2.9.2 Tanah Apabila kandungan air tanah dipermukaan berada di bawah ambang batas, maka evaporasi tidak akan ditentukan oleh keadaan iklim, tetapi ditentukan oleh karakteristik tanah itu sendiri, terutama konduktivitas hidrolis dari tanah. Dalam
tahap ini evaporasi kumulatif cenderung bertambah sebesar akar dari waktu untuk suatu jenis tanah tertentu. Setiap jenis tanah mempunyai kandungan air yang berbeda, jadi untuk tanah yang poreous kemampuannya untuk menyimpan air rendah sekali sehingga air yang tersimpan dalam tanah cepat berkurang. Air yang tersedia di dalam lapisan tanah adalah selisih antara kandungan air pada keadaan kapasitas lapangan dengan kandungan air pada keadaan tanah kering.
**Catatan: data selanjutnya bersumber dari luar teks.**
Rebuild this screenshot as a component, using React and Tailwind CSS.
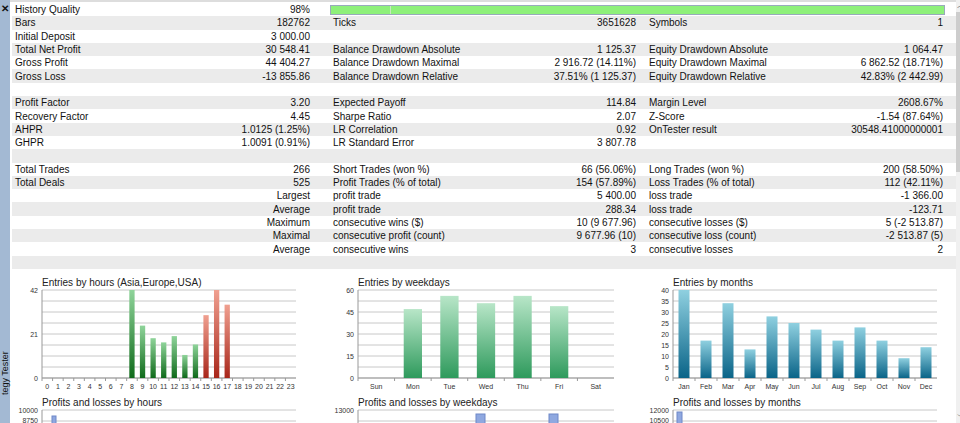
import React from 'react';

const rows = [
  [['History Quality', '98%'], 'bar', null],
  [['Bars', '182762'], ['Ticks', '3651628'], ['Symbols', '1']],
  [['Initial Deposit', '3 000.00'], null, null],
  [['Total Net Profit', '30 548.41'], ['Balance Drawdown Absolute', '1 125.37'], ['Equity Drawdown Absolute', '1 064.47']],
  [['Gross Profit', '44 404.27'], ['Balance Drawdown Maximal', '2 916.72 (14.11%)'], ['Equity Drawdown Maximal', '6 862.52 (18.71%)']],
  [['Gross Loss', '-13 855.86'], ['Balance Drawdown Relative', '37.51% (1 125.37)'], ['Equity Drawdown Relative', '42.83% (2 442.99)']],
  [null, null, null],
  [['Profit Factor', '3.20'], ['Expected Payoff', '114.84'], ['Margin Level', '2608.67%']],
  [['Recovery Factor', '4.45'], ['Sharpe Ratio', '2.07'], ['Z-Score', '-1.54 (87.64%)']],
  [['AHPR', '1.0125 (1.25%)'], ['LR Correlation', '0.92'], ['OnTester result', '30548.41000000001']],
  [['GHPR', '1.0091 (0.91%)'], ['LR Standard Error', '3 807.78'], null],
  [null, null, null],
  [['Total Trades', '266'], ['Short Trades (won %)', '66 (56.06%)'], ['Long Trades (won %)', '200 (58.50%)']],
  [['Total Deals', '525'], ['Profit Trades (% of total)', '154 (57.89%)'], ['Loss Trades (% of total)', '112 (42.11%)']],
  [['', 'Largest'], ['profit trade', '5 400.00'], ['loss trade', '-1 366.00']],
  [['', 'Average'], ['profit trade', '288.34'], ['loss trade', '-123.71']],
  [['', 'Maximum'], ['consecutive wins ($)', '10 (9 677.96)'], ['consecutive losses ($)', '5 (-2 513.87)']],
  [['', 'Maximal'], ['consecutive profit (count)', '9 677.96 (10)'], ['consecutive loss (count)', '-2 513.87 (5)']],
  [['', 'Average'], ['consecutive wins', '3'], ['consecutive losses', '2']],
  [null, null, null],
];

function Cell({ c, w }) {
  if (c === 'bar') {
    return (
      <div className={`${w} h-full flex items-center`}>
        <div className="w-full h-[10px] bg-[#8ef07a] border border-[#9ab] flex">
          <div className="w-[60px] border-r border-[#c8e8c0]" />
          <div className="flex-1" />
        </div>
      </div>
    );
  }
  return (
    <div className={`${w} flex justify-between items-center pr-[2px]`}>
      <span className="pl-[3px]">{c ? c[0] : ''}</span>
      <span>{c ? c[1] : ''}</span>
    </div>
  );
}

function Chart({ title, yTicks, yMax, labels, values, colors, plotL, plotR, sub, subTicks, subBars, grad }) {
  const top = 20, bot = 108;
  const step = (plotR - plotL) / labels.length;
  const bw = Math.max(5, step * 0.5);
  return (
    <svg width="312" height="154" className="shrink-0" style={{ fontFamily: 'Liberation Sans, Arial, sans-serif' }}>
      <defs>
        {colors.map((c, i) => (
          <linearGradient key={i} id={`g${grad}${i}`} x1="0" y1="0" x2="0" y2="1">
            <stop offset="0" stopColor={c[0]} />
            <stop offset="1" stopColor={c[1]} />
          </linearGradient>
        ))}
      </defs>
      <text x={plotL} y="16" fontSize="10" fill="#222">{title}</text>
      {[0, 1, 2, 3, 4, 5, 6, 7, 8].map((i) => {
        const y = top + ((bot - top) * i) / 8;
        return <line key={i} x1={plotL} x2={plotR} y1={y} y2={y} stroke="#c8c8c8" />;
      })}
      <line x1={plotL} x2={plotL} y1={top} y2={bot} stroke="#999" />
      <line x1={plotL} x2={plotR} y1={bot} y2={bot} stroke="#999" />
      {yTicks.map((t) => (
        <text key={t} x={plotL - 4} y={bot - ((bot - top) * t) / yMax + 3} fontSize="7" textAnchor="end" fill="#333">{t}</text>
      ))}
      {labels.map((l, i) => {
        const cx = plotL + step * (i + 0.5);
        const v = values[i] || 0;
        const h = ((bot - top) * v) / yMax;
        const ci = colors.length > 1 && i >= 15 ? 1 : 0;
        return (
          <g key={i}>
            <line x1={plotL + step * i} x2={plotL + step * i} y1={bot} y2={bot + 3} stroke="#999" />
            {v > 0 && <rect x={cx - bw / 2} y={bot - h} width={bw} height={h} fill={`url(#g${grad}${ci})`} />}
            <text x={cx} y={bot + 11} fontSize="7" textAnchor="middle" fill="#333">{l}</text>
          </g>
        );
      })}
      <text x={plotL} y="136" fontSize="10" fill="#222">{sub}</text>
      <line x1={plotL} x2={plotR} y1="140" y2="140" stroke="#c8c8c8" />
      <line x1={plotL} x2={plotR} y1="151" y2="151" stroke="#c8c8c8" />
      <line x1={plotL} x2={plotL} y1="140" y2="154" stroke="#999" />
      <text x={plotL - 4} y="143" fontSize="7" textAnchor="end" fill="#333">{subTicks[0]}</text>
      {subTicks[1] && <text x={plotL - 4} y="153" fontSize="7" textAnchor="end" fill="#333">{subTicks[1]}</text>}
      {subBars.map(([x, y, w], i) => (
        <rect key={i} x={x} y={y} width={w} height={154 - y} fill="#8fa8e0" stroke="#6f88c8" />
      ))}
    </svg>
  );
}

export default function App() {
  return (
    <div className="w-[960px] h-[423px] flex bg-white overflow-hidden text-[10px] text-[#111]" style={{ fontFamily: '"Liberation Sans", Arial, sans-serif' }}>
      <div className="w-[10px] bg-[#a3b9d3] flex flex-col items-center">
        <span className="text-[10px] font-bold leading-[14px] mt-[2px]">✕</span>
        <div className="flex-1" />
        <span className="text-[9px] whitespace-nowrap -rotate-90 mb-[28px] w-[10px] leading-[10px]">tegy Tester</span>
      </div>
      <div className="flex-1 flex flex-col pl-[2px] border-t-2 border-[#ddd]">
        <div className="flex flex-col pt-[1px]">
          {rows.map((r, i) => (
            <div key={i} className={`h-[13.3px] flex items-center ${i % 2 ? 'bg-[#ebebeb]' : 'bg-white'}`}>
              <Cell c={r[0]} w="w-[300px]" />
              <div className="w-[18px]" />
              {r[1] === 'bar' ? (
                <Cell c="bar" w="w-[615px]" />
              ) : (
                <>
                  <Cell c={r[1]} w="w-[308px]" />
                  <div className="w-[8px]" />
                  <Cell c={r[2]} w="w-[299px]" />
                </>
              )}
            </div>
          ))}
        </div>
        <div className="flex mt-[1px]">
          <Chart
            grad="a" title="Entries by hours (Asia,Europe,USA)" yTicks={[0, 21, 42]} yMax={42}
            labels={Array.from({ length: 24 }, (_, i) => i)}
            values={[0, 0, 0, 0, 0, 0, 0, 0, 42, 25, 19, 17, 20, 11, 16, 30, 42, 35]}
            colors={[['#8fd49a', '#0f6a1a'], ['#f0a090', '#a8261a']]}
            plotL={30} plotR={284} sub="Profits and losses by hours" subTicks={['10000', '8750']}
            subBars={[[40, 146, 4]]}
          />
          <div className="w-[4px]" />
          <Chart
            grad="b" title="Entries by weekdays" yTicks={[0, 15, 30, 45, 60]} yMax={60}
            labels={['Sun', 'Mon', 'Tue', 'Wed', 'Thu', 'Fri', 'Sat']}
            values={[0, 47, 56, 51, 56, 49, 0]}
            colors={[['#b8e6c8', '#2e9a5c']]}
            plotL={30} plotR={286} sub="Profits and losses by weekdays" subTicks={['13000']}
            subBars={[[148, 144, 9], [221, 144, 9]]}
          />
          <div className="w-[4px]" />
          <Chart
            grad="c" title="Entries by months" yTicks={[0, 5, 10, 15, 20, 25, 30, 35, 40]} yMax={40}
            labels={['Jan', 'Feb', 'Mar', 'Apr', 'May', 'Jun', 'Jul', 'Aug', 'Sep', 'Oct', 'Nov', 'Dec']}
            values={[40, 17, 34, 13, 28, 25, 22, 17, 23, 17, 9, 14]}
            colors={[['#8fd0e0', '#0a6488']]}
            plotL={29} plotR={293} sub="Profits and losses by months" subTicks={['12000', '10500']}
            subBars={[[33, 142, 5]]}
          />
        </div>
      </div>
      <div className="w-[13px] bg-[#f0f0f0] flex flex-col items-center">
        <span className="text-[8px] leading-[12px] text-[#555]">︿</span>
        <div className="w-[9px] h-[160px] bg-[#cdcdcd]" />
        <div className="flex-1" />
        <span className="text-[8px] leading-[12px] text-[#555]">﹀</span>
      </div>
    </div>
  );
}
Secara umum ketersediaan air dapat diidentifikasikan sebagai berikut : -
Tanah dengan heavy texture
: 200 mm air/m dalam tanah
-
Tanah dengan medium texture
: 140 mm air/m dalam tanah
-
Tanah dengan texture
: 60 mm air/m dalam tanah
Faktor lain yang mempengaruhi besarnya air yang diserap oleh tanaman adalah temperatur tanah dan konsentrasi garam dalam tanah.
2.9.3 Faktor Tanaman Masa pertumbuhan tanaman berbeda-beda berdasarkan jenis tanaman. Adapun
evapotranspirasi
untuk
setiap masa pertumbuhan berbeda-beda
disebabkan karena perbedaan koefisien pertumbuhan tanaman.